Chernobyl e il prezzo (mortale) delle menzogne
Esistono menzogne che attraversano la Storia, che sorreggono ideologie e rinsaldano legami comunitari. Menzogne che possono assuefare al punto tale da non rendere più riconoscibile la verità, e che possono rivelarsi oltremodo letali. Sono queste le menzogne che Chernobyl, la mini-serie targata HBO/Sky, cerca di riportare alla luce, ripercorrendo i concitati momenti di quel 26 aprile 1986 che condussero al più grave incidente nucleare mai verificatosi prima.
Una ricostruzione rigorosa
Rivisitare in chiave seriale un evento terribile come quello avvenuto nel reattore numero 4 della centrale nucleare di Chernobyl non era certo un compito semplice. Eppure il creatore Craig Mazin e il regista Johan Renck sono riusciti a mettere in scena un resoconto accurato in cinque episodi di ciò che accadde, senza mai cedere a romanzati sentimentalismi o a tentazioni da disaster movie.
La messa in scena non si avvale di colpi di scena o cliffhangers, perché la storia vera, passata e ancora crudelmente attuale, è già stata scritta. I personaggi – ad eccezione della fisica nucleare Ulana Khomyuk (interpretata da Emily Watson) – sono tutti realmente esistiti e ogni elemento scenografico è stato fedelmente ricostruito.

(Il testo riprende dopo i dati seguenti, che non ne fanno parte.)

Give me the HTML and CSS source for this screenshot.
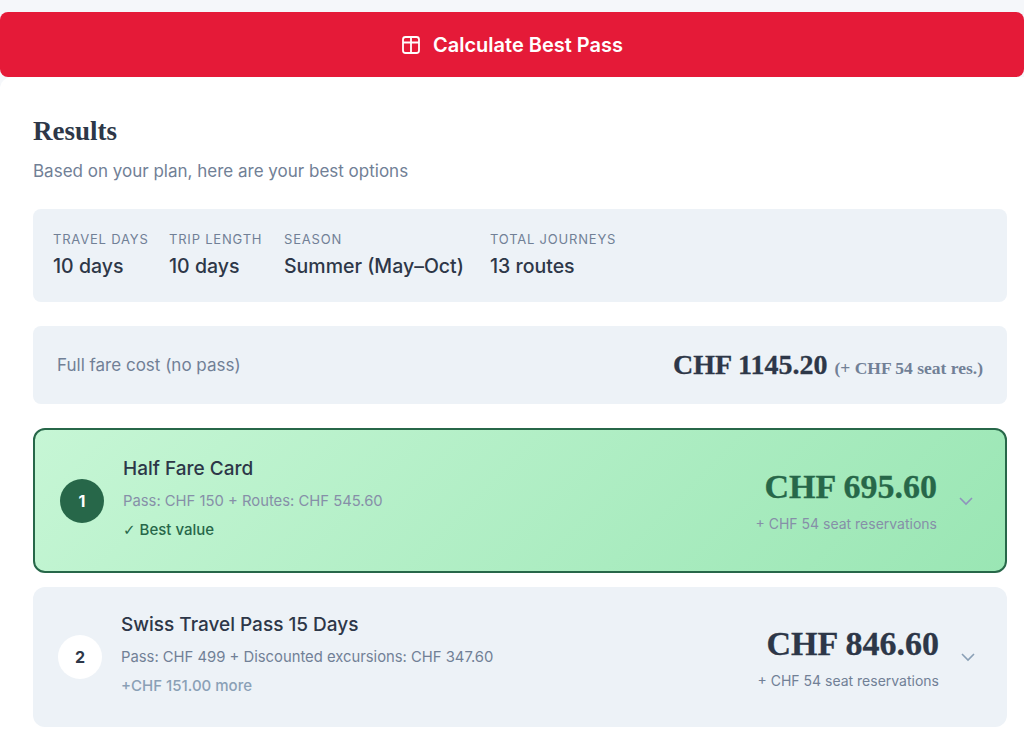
FILE: index.html
```html
<!DOCTYPE html>
<html lang="en">
  <head>
    <meta charset="UTF-8" />
    <meta name="viewport" content="width=device-width, initial-scale=1.0" />
    <link rel="stylesheet" href="styles.css">
    <title>Calculate Best Pass</title>
  </head>
  <body>
    <button class="calcButton">
      <svg class="calcIcon" width="20" height="20" viewBox="0 0 20 20" fill="none" stroke="#fff" stroke-width="1.8">
        <rect x="2" y="2" width="16" height="16" rx="2.5" />
        <path d="M2 7.5h16M10 2v16" />
      </svg>
      <span>Calculate Best Pass</span>
    </button>

    <div class="wrapper">
      <h2 class="resultsTitle">Results</h2>
      <p class="resultsSub">Based on your plan, here are your best options</p>

      <div class="statsBox">
        <div class="stat">
          <div class="statLabel">TRAVEL DAYS</div>
          <div class="statValue">10 days</div>
        </div>
        <div class="stat">
          <div class="statLabel">TRIP LENGTH</div>
          <div class="statValue">10 days</div>
        </div>
        <div class="stat">
          <div class="statLabel">SEASON</div>
          <div class="statValue">Summer (May–Oct)</div>
        </div>
        <div class="stat">
          <div class="statLabel">TOTAL JOURNEYS</div>
          <div class="statValue">13 routes</div>
        </div>
      </div>

      <div class="fullFare">
        <span class="fullFareLabel">Full fare cost (no pass)</span>
        <span class="fullFarePrice">CHF 1145.20 <small>(+ CHF 54 seat res.)</small></span>
      </div>

      <div class="option best">
        <div class="rank">1</div>
        <div class="optionInfo">
          <div class="optionName">Half Fare Card</div>
          <div class="optionDetail">Pass: CHF 150 + Routes: CHF 545.60</div>
          <div class="optionNote"><span class="checkMark">✓</span> Best value</div>
        </div>
        <div class="optionPrice">
          <div class="price">CHF 695.60</div>
          <div class="seatNote">+ CHF 54 seat reservations</div>
        </div>
        <svg class="chevron" width="16" height="16" viewBox="0 0 16 16" fill="none" stroke-width="1.6">
          <path d="M2 5l6 6 6-6" />
        </svg>
      </div>

      <div class="option">
        <div class="rank">2</div>
        <div class="optionInfo">
          <div class="optionName">Swiss Travel Pass 15 Days</div>
          <div class="optionDetail">Pass: CHF 499 + Discounted excursions: CHF 347.60</div>
          <div class="optionNote">+CHF 151.00 more</div>
        </div>
        <div class="optionPrice">
          <div class="price">CHF 846.60</div>
          <div class="seatNote">+ CHF 54 seat reservations</div>
        </div>
        <svg class="chevron" width="16" height="16" viewBox="0 0 16 16" fill="none" stroke-width="1.6">
          <path d="M2 5l6 6 6-6" />
        </svg>
      </div>
    </div>
  </body>
</html>
```

FILE: styles.css
```css
* {
    box-sizing: border-box;
    font-family: 'Inter', 'Liberation Sans', sans-serif;
}

html {
    background: #f5f7fa;
}

body {
    margin: 0;
    padding-top: 12px;
    height: 738px;
    overflow: hidden;
    background: #f5f7fa;
}

.calcButton {
    width: 100%;
    height: 65px;
    display: flex;
    align-items: center;
    justify-content: center;
    gap: 12px;
    border: none;
    border-radius: 8px;
    background: #e51a38;
    color: white;
    font-size: 20px;
    font-weight: 600;
}

.wrapper {
    background: white;
    border-radius: 12px 0 0 0;
    height: 661px;
    padding: 0 17px 0 33px;
    display: flex;
    flex-direction: column;
}

.resultsTitle {
    margin: 40px 0 0;
    height: 28px;
    line-height: 28px;
    font-family: 'Liberation Serif', serif;
    font-size: 27px;
    font-weight: 700;
    color: #2d3748;
}

.resultsSub {
    margin: 15px 0 0;
    height: 22px;
    line-height: 22px;
    font-size: 17px;
    color: #718096;
}

.statsBox {
    margin-top: 27px;
    height: 93px;
    background: #edf2f7;
    border-radius: 8px;
    padding: 0 20px;
    display: grid;
    grid-template-columns: 96px 95px 186px auto;
    align-items: center;
    gap: 20px;
}

.statLabel {
    font-size: 13px;
    letter-spacing: 0.8px;
    color: #718096;
    margin-bottom: 7px;
    white-space: nowrap;
}

.statValue {
    font-size: 19.5px;
    font-weight: 500;
    color: #2d3748;
    white-space: nowrap;
}

.stat {
    margin-top: -3px;
}

.fullFare {
    margin-top: 24px;
    height: 78px;
    background: #edf2f7;
    border-radius: 8px;
    padding: 0 24px;
    display: flex;
    align-items: center;
    justify-content: space-between;
}

.fullFareLabel {
    font-size: 17px;
    color: #718096;
}

.fullFarePrice {
    font-family: 'Liberation Serif', serif;
    font-size: 28px;
    font-weight: 700;
    color: #2d3748;
    -webkit-text-stroke: 0.3px #2d3748;
}

.fullFarePrice small {
    font-family: 'Liberation Serif', serif;
    font-size: 17.5px;
    color: #718096;
    -webkit-text-stroke: 0;
}

.option {
    margin-top: 14px;
    height: 140px;
    background: #edf2f7;
    border-radius: 12px;
    padding: 0 31px 0 25px;
    display: flex;
    align-items: center;
}

.option.best {
    margin-top: 24px;
    height: 145px;
    border: 2px solid #276749;
    background: linear-gradient(135deg, #c6f6d5, #9ae6b4);
}

.rank {
    width: 44px;
    height: 44px;
    border-radius: 50%;
    background: white;
    color: #2d3748;
    display: grid;
    place-items: center;
    font-size: 16px;
    font-weight: 700;
    margin-right: 19px;
}

.best .rank {
    background: #276749;
    color: white;
}

.optionInfo {
    flex: 1;
}

.optionName {
    font-size: 19px;
    font-weight: 500;
    color: #2d3748;
    margin-bottom: 12px;
    margin-top: -6px;
}

.optionDetail {
    font-size: 14.8px;
    color: #718096;
    margin-bottom: 10px;
}

.best .optionDetail,
.best .seatNote {
    color: #868fa8;
}

.optionNote {
    font-size: 15px;
    font-weight: 500;
    color: #8aa0b6;
}

.best .optionNote {
    color: #276749;
}

.checkMark {
    font-family: 'DejaVu Sans', sans-serif;
    font-size: 15px;
}

.optionPrice {
    text-align: right;
}

.price {
    font-family: 'Liberation Serif', serif;
    font-size: 34px;
    line-height: 40px;
    font-weight: 700;
    color: #2d3748;
    -webkit-text-stroke: 0.3px #2d3748;
    margin-top: -2px;
    margin-bottom: 8px;
}

.best .price {
    color: #276749;
    -webkit-text-stroke: 0.3px #276749;
}

.seatNote {
    font-size: 14px;
    color: #718096;
}

.chevron {
    margin-left: 21px;
    stroke: #8aa0b6;
}

.best .chevron {
    stroke: #8f93bd;
}
```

Beneficiando di una struttura circolare, il racconto inizialmente mette lo spettatore di fronte alle conseguenze di un disastro tanto tragico quanto evitabile. Pian piano lo istruisce su ogni singola tessera che andrà a comporre il puzzle finale, fino ad accompagnarlo verso il doloroso capitolo conclusivo del processo, ultimo tassello narrativo di una serie senza eguali in termini di realismo storico.
La fallibilità dell’essere umano
Chernobyl, quindi, è un racconto di morte. Ma è anche, e soprattutto, un racconto di ambizioni e ottusità personali, di un nemico che prende le sembianze di politici e burocrati irresponsabili, schiavi della loro stessa propaganda al punto tale da non poter cedere all’idea di aver commesso un errore.

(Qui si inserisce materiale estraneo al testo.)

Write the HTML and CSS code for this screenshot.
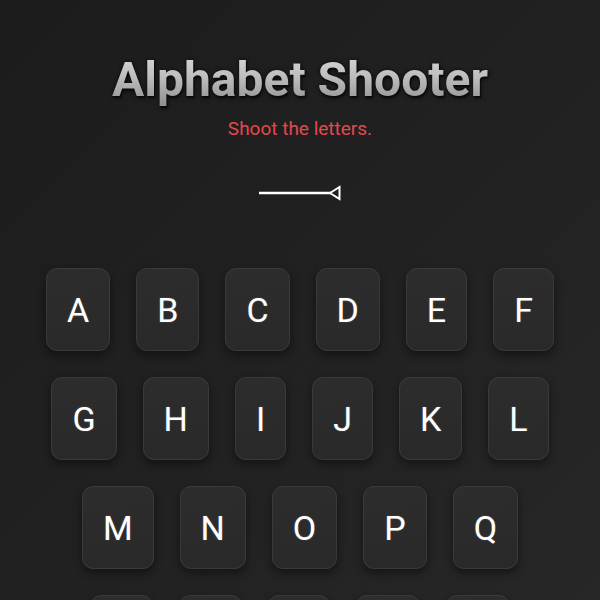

Perché non è una questione di faziosità: al di là delle ideologie politiche, la serie non va guardata come un manifesto pro USA o contro la Russia – checché ne dica il Cremlino, che ha già annunciato di voler lanciare la sua versione alternativa di Chernobyl.
È di umanità che si parla, di quella che spesso dimentichiamo di avere, accecati dalla brama di potere e di riconoscimento che spinge a voler ottenere il massimo con il minimo sforzo. Anche a costo di causare la distruzione e l’agonia di migliaia di persone innocenti.
Memoria Eterna
Fanno da contraltare personaggi come il fisico Valerij Alekseevič Legasov (Jared Harris), un eroe che in pochi forse conoscevano, soprattutto tra le nuove generazioni, membro chiave della commissione d’investigazione sul disastro nucleare insieme al politico Boris Shcherbina (Stellan Skarsgård).
In fondo se oggi Chernobyl è diventata un simbolo e le centrali dell’ex Unione Sovietica sono state messe interamente a norma di sicurezza lo dobbiamo soprattutto a lui. A lui, e a tutte le vittime innocenti che la serie rende omaggio. A chi, per salvare l’intera umanità, ha compiuto un viaggio di sola andata e a chi ha combattuto contro tutto e tutti per denunciare la verità.
D’altronde è stato lo stesso Mikhail Gorbachev, ultimo segretario generale del Partito Comunista dell’Unione Sovietica, a confessare che «il disastro nucleare di Chernobyl è stata forse la vera causa del crollo dell’Urss».
Perché se è vero che “sono le bugie a far esplodere il nocciolo di un reattore RBMK”, è altrettanto vero che è il loro smascheramento a rendere possibile la fine di un regime.